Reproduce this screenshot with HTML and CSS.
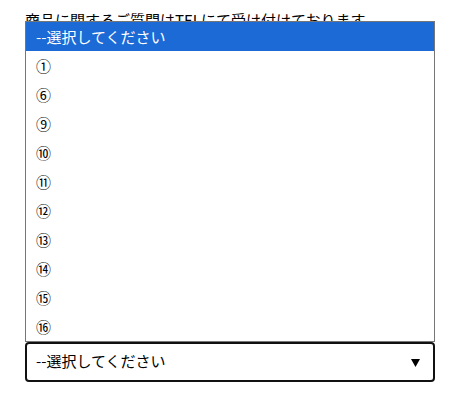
FILE: index.html
```html
<!DOCTYPE html>
<html lang="ja">
<head>
<meta charset="utf-8">
<title>お問い合わせ</title>
<link rel="stylesheet" href="styles.css">
</head>
<body>
<div class="page">
  <p class="notice">商品に関するご質問はTELにて受け付けております。</p>
  <div class="field">
    <div class="select">
      <span class="select-value">--選択してください</span>
      <svg class="select-arrow" width="9" height="8" viewBox="0 0 9 8"><polygon points="0,0 9,0 4.5,8" fill="#000"/></svg>
    </div>
    <ul class="dropdown">
      <li class="option selected">--選択してください</li>
      <li class="option">①</li>
      <li class="option">⑥</li>
      <li class="option">⑨</li>
      <li class="option">⑩</li>
      <li class="option">⑪</li>
      <li class="option">⑫</li>
      <li class="option">⑬</li>
      <li class="option">⑭</li>
      <li class="option">⑮</li>
      <li class="option">⑯</li>
    </ul>
  </div>
</div>
</body>
</html>
```
FILE: styles.css
```css
html, body {
  margin: 0;
  padding: 0;
  background: #fff;
}
body {
  font-family: "Noto Sans CJK JP", "Noto Sans", sans-serif;
  font-size: 15px;
  color: #000;
}
.page {
  width: 410px;
  padding: 9px 0 0 25px;
}
.notice {
  margin: 0;
  line-height: 22px;
  white-space: nowrap;
}
.field {
  position: relative;
  margin-top: 311px;
}
.select {
  box-sizing: border-box;
  height: 40px;
  border: 2px solid #111;
  border-radius: 4px;
  display: flex;
  align-items: center;
  justify-content: space-between;
  padding: 0 13px 0 9px;
  background: #fff;
}
.select-value {
  line-height: 20px;
  margin-top: -2px;
}
.select-arrow {
  display: block;
  margin-top: 1px;
}
.dropdown {
  position: absolute;
  left: 0;
  right: 0;
  bottom: 100%;
  margin: 0;
  padding: 0;
  list-style: none;
  border: 1px solid #767676;
  background: #fff;
}
.option {
  height: 29px;
  line-height: 29px;
  padding-left: 10px;
}
.option.selected {
  background: #1b6ad6;
  color: #fff;
}
```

----------------------------------------

• _WRITTEN EXERCISE_: Make an exact copy of the data, leaving its pictures out.

• _EXPECTED ANSWER_:
Reproduce this screenshot with HTML and CSS.
FILE: index.html
```html
<!DOCTYPE html>
<html lang="ja">
<head>
<meta charset="utf-8">
<title>お問い合わせ</title>
<link rel="stylesheet" href="styles.css">
</head>
<body>
<div class="page">
  <p class="notice">商品に関するご質問はTELにて受け付けております。</p>
  <div class="field">
    <div class="select">
      <span class="select-value">--選択してください</span>
      <svg class="select-arrow" width="9" height="8" viewBox="0 0 9 8"><polygon points="0,0 9,0 4.5,8" fill="#000"/></svg>
    </div>
    <ul class="dropdown">
      <li class="option selected">--選択してください</li>
      <li class="option">①</li>
      <li class="option">⑥</li>
      <li class="option">⑨</li>
      <li class="option">⑩</li>
      <li class="option">⑪</li>
      <li class="option">⑫</li>
      <li class="option">⑬</li>
      <li class="option">⑭</li>
      <li class="option">⑮</li>
      <li class="option">⑯</li>
    </ul>
  </div>
</div>
</body>
</html>
```
FILE: styles.css
```css
html, body {
  margin: 0;
  padding: 0;
  background: #fff;
}
body {
  font-family: "Noto Sans CJK JP", "Noto Sans", sans-serif;
  font-size: 15px;
  color: #000;
}
.page {
  width: 410px;
  padding: 9px 0 0 25px;
}
.notice {
  margin: 0;
  line-height: 22px;
  white-space: nowrap;
}
.field {
  position: relative;
  margin-top: 311px;
}
.select {
  box-sizing: border-box;
  height: 40px;
  border: 2px solid #111;
  border-radius: 4px;
  display: flex;
  align-items: center;
  justify-content: space-between;
  padding: 0 13px 0 9px;
  background: #fff;
}
.select-value {
  line-height: 20px;
  margin-top: -2px;
}
.select-arrow {
  display: block;
  margin-top: 1px;
}
.dropdown {
  position: absolute;
  left: 0;
  right: 0;
  bottom: 100%;
  margin: 0;
  padding: 0;
  list-style: none;
  border: 1px solid #767676;
  background: #fff;
}
.option {
  height: 29px;
  line-height: 29px;
  padding-left: 10px;
}
.option.selected {
  background: #1b6ad6;
  color: #fff;
}
```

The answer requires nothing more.